> **Exercise goal**: Your task is to transcribe all of the data below exactly, omitting the images.

> **Material**:
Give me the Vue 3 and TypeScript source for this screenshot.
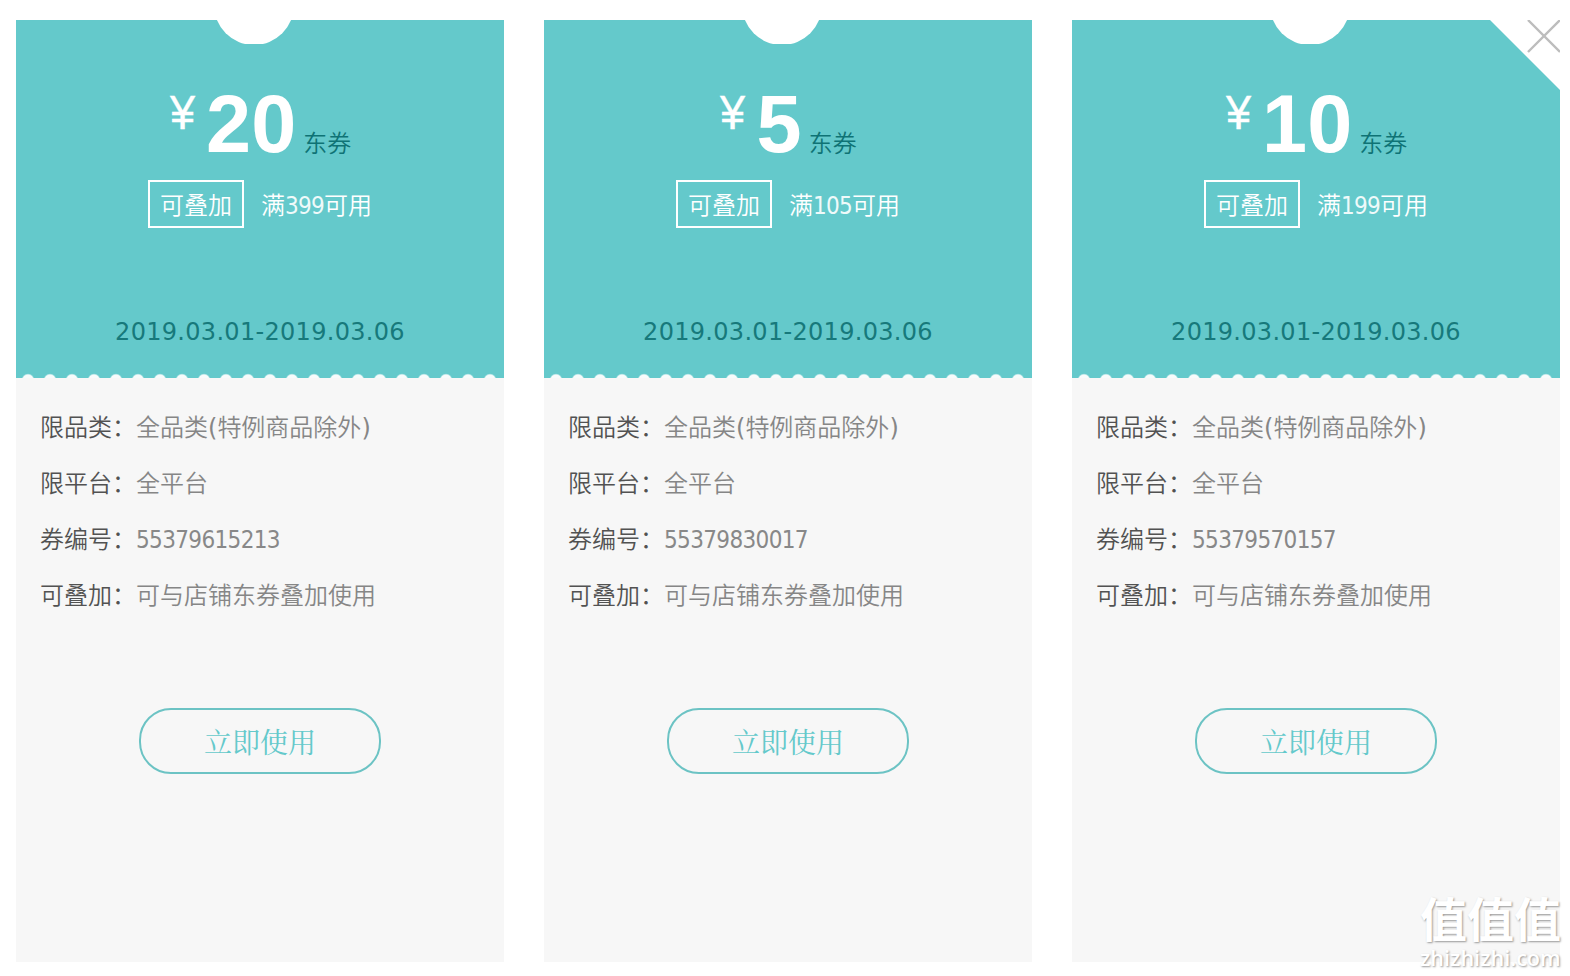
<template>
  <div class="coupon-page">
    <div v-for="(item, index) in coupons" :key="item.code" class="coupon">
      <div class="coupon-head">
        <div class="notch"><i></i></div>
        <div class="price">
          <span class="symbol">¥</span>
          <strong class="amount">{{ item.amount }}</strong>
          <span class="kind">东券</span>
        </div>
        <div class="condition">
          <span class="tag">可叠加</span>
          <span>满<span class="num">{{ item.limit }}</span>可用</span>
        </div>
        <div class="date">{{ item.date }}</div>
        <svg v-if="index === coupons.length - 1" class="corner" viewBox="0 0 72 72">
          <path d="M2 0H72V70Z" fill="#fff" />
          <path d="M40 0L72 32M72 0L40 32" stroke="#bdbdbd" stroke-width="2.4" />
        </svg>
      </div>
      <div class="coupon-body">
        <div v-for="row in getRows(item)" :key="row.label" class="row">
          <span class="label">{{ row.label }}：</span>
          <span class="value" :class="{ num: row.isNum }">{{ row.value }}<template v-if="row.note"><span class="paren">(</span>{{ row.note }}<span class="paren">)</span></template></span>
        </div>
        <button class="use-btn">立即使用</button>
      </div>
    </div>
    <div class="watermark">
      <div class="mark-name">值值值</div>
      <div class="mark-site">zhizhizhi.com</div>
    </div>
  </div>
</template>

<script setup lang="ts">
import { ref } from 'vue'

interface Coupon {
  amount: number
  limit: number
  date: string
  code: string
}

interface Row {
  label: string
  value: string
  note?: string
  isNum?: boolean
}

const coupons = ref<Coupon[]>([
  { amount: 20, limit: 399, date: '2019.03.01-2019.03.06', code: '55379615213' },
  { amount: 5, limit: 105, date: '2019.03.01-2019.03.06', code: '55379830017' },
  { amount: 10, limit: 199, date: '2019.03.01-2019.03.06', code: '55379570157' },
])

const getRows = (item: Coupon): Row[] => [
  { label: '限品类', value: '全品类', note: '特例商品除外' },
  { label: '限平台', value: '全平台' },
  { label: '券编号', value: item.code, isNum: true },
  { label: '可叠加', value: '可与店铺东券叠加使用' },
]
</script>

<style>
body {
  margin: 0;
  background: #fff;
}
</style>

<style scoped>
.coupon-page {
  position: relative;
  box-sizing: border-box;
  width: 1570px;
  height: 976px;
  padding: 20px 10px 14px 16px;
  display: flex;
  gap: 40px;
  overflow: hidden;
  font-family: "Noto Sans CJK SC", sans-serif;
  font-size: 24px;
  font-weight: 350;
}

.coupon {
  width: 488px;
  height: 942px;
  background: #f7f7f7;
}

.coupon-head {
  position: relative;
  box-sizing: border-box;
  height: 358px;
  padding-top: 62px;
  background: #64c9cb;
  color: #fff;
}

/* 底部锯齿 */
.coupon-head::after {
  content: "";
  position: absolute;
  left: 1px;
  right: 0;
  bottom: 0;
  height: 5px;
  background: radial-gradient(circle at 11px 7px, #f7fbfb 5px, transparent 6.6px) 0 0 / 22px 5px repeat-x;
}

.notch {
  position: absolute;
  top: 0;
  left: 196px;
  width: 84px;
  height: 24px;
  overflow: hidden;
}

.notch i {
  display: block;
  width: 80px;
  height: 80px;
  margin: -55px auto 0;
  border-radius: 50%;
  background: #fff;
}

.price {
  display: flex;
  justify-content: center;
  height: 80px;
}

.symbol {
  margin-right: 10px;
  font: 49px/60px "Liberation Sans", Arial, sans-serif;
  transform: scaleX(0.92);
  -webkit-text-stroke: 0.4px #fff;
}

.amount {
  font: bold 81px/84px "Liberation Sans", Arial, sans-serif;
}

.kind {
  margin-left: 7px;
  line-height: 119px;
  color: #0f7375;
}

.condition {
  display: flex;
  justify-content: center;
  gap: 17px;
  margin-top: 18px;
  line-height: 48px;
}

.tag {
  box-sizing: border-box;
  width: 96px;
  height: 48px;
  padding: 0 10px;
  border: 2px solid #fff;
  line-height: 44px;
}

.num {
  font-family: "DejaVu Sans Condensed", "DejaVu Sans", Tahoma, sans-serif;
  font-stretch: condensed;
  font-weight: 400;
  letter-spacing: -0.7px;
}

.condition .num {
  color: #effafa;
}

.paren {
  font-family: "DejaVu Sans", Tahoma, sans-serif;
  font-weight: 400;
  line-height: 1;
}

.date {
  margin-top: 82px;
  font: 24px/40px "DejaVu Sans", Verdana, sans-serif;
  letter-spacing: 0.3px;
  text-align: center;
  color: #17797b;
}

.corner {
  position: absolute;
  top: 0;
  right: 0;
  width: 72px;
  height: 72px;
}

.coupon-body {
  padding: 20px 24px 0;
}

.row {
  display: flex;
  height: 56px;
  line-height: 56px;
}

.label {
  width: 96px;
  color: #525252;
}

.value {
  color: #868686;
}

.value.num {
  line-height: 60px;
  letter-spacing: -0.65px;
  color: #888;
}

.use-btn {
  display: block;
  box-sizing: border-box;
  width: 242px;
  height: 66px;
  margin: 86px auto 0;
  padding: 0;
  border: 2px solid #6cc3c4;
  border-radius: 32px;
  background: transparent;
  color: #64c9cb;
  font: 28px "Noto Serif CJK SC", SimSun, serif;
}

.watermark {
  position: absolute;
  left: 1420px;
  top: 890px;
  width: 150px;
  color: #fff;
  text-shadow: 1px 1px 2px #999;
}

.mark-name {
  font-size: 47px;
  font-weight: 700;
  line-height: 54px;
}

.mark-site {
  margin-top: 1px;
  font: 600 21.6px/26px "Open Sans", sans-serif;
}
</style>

> **Task solution**:
Give me the Vue 3 and TypeScript source for this screenshot.
<template>
  <div class="coupon-page">
    <div v-for="(item, index) in coupons" :key="item.code" class="coupon">
      <div class="coupon-head">
        <div class="notch"><i></i></div>
        <div class="price">
          <span class="symbol">¥</span>
          <strong class="amount">{{ item.amount }}</strong>
          <span class="kind">东券</span>
        </div>
        <div class="condition">
          <span class="tag">可叠加</span>
          <span>满<span class="num">{{ item.limit }}</span>可用</span>
        </div>
        <div class="date">{{ item.date }}</div>
        <svg v-if="index === coupons.length - 1" class="corner" viewBox="0 0 72 72">
          <path d="M2 0H72V70Z" fill="#fff" />
          <path d="M40 0L72 32M72 0L40 32" stroke="#bdbdbd" stroke-width="2.4" />
        </svg>
      </div>
      <div class="coupon-body">
        <div v-for="row in getRows(item)" :key="row.label" class="row">
          <span class="label">{{ row.label }}：</span>
          <span class="value" :class="{ num: row.isNum }">{{ row.value }}<template v-if="row.note"><span class="paren">(</span>{{ row.note }}<span class="paren">)</span></template></span>
        </div>
        <button class="use-btn">立即使用</button>
      </div>
    </div>
    <div class="watermark">
      <div class="mark-name">值值值</div>
      <div class="mark-site">zhizhizhi.com</div>
    </div>
  </div>
</template>

<script setup lang="ts">
import { ref } from 'vue'

interface Coupon {
  amount: number
  limit: number
  date: string
  code: string
}

interface Row {
  label: string
  value: string
  note?: string
  isNum?: boolean
}

const coupons = ref<Coupon[]>([
  { amount: 20, limit: 399, date: '2019.03.01-2019.03.06', code: '55379615213' },
  { amount: 5, limit: 105, date: '2019.03.01-2019.03.06', code: '55379830017' },
  { amount: 10, limit: 199, date: '2019.03.01-2019.03.06', code: '55379570157' },
])

const getRows = (item: Coupon): Row[] => [
  { label: '限品类', value: '全品类', note: '特例商品除外' },
  { label: '限平台', value: '全平台' },
  { label: '券编号', value: item.code, isNum: true },
  { label: '可叠加', value: '可与店铺东券叠加使用' },
]
</script>

<style>
body {
  margin: 0;
  background: #fff;
}
</style>

<style scoped>
.coupon-page {
  position: relative;
  box-sizing: border-box;
  width: 1570px;
  height: 976px;
  padding: 20px 10px 14px 16px;
  display: flex;
  gap: 40px;
  overflow: hidden;
  font-family: "Noto Sans CJK SC", sans-serif;
  font-size: 24px;
  font-weight: 350;
}

.coupon {
  width: 488px;
  height: 942px;
  background: #f7f7f7;
}

.coupon-head {
  position: relative;
  box-sizing: border-box;
  height: 358px;
  padding-top: 62px;
  background: #64c9cb;
  color: #fff;
}

/* 底部锯齿 */
.coupon-head::after {
  content: "";
  position: absolute;
  left: 1px;
  right: 0;
  bottom: 0;
  height: 5px;
  background: radial-gradient(circle at 11px 7px, #f7fbfb 5px, transparent 6.6px) 0 0 / 22px 5px repeat-x;
}

.notch {
  position: absolute;
  top: 0;
  left: 196px;
  width: 84px;
  height: 24px;
  overflow: hidden;
}

.notch i {
  display: block;
  width: 80px;
  height: 80px;
  margin: -55px auto 0;
  border-radius: 50%;
  background: #fff;
}

.price {
  display: flex;
  justify-content: center;
  height: 80px;
}

.symbol {
  margin-right: 10px;
  font: 49px/60px "Liberation Sans", Arial, sans-serif;
  transform: scaleX(0.92);
  -webkit-text-stroke: 0.4px #fff;
}

.amount {
  font: bold 81px/84px "Liberation Sans", Arial, sans-serif;
}

.kind {
  margin-left: 7px;
  line-height: 119px;
  color: #0f7375;
}

.condition {
  display: flex;
  justify-content: center;
  gap: 17px;
  margin-top: 18px;
  line-height: 48px;
}

.tag {
  box-sizing: border-box;
  width: 96px;
  height: 48px;
  padding: 0 10px;
  border: 2px solid #fff;
  line-height: 44px;
}

.num {
  font-family: "DejaVu Sans Condensed", "DejaVu Sans", Tahoma, sans-serif;
  font-stretch: condensed;
  font-weight: 400;
  letter-spacing: -0.7px;
}

.condition .num {
  color: #effafa;
}

.paren {
  font-family: "DejaVu Sans", Tahoma, sans-serif;
  font-weight: 400;
  line-height: 1;
}

.date {
  margin-top: 82px;
  font: 24px/40px "DejaVu Sans", Verdana, sans-serif;
  letter-spacing: 0.3px;
  text-align: center;
  color: #17797b;
}

.corner {
  position: absolute;
  top: 0;
  right: 0;
  width: 72px;
  height: 72px;
}

.coupon-body {
  padding: 20px 24px 0;
}

.row {
  display: flex;
  height: 56px;
  line-height: 56px;
}

.label {
  width: 96px;
  color: #525252;
}

.value {
  color: #868686;
}

.value.num {
  line-height: 60px;
  letter-spacing: -0.65px;
  color: #888;
}

.use-btn {
  display: block;
  box-sizing: border-box;
  width: 242px;
  height: 66px;
  margin: 86px auto 0;
  padding: 0;
  border: 2px solid #6cc3c4;
  border-radius: 32px;
  background: transparent;
  color: #64c9cb;
  font: 28px "Noto Serif CJK SC", SimSun, serif;
}

.watermark {
  position: absolute;
  left: 1420px;
  top: 890px;
  width: 150px;
  color: #fff;
  text-shadow: 1px 1px 2px #999;
}

.mark-name {
  font-size: 47px;
  font-weight: 700;
  line-height: 54px;
}

.mark-site {
  margin-top: 1px;
  font: 600 21.6px/26px "Open Sans", sans-serif;
}
</style>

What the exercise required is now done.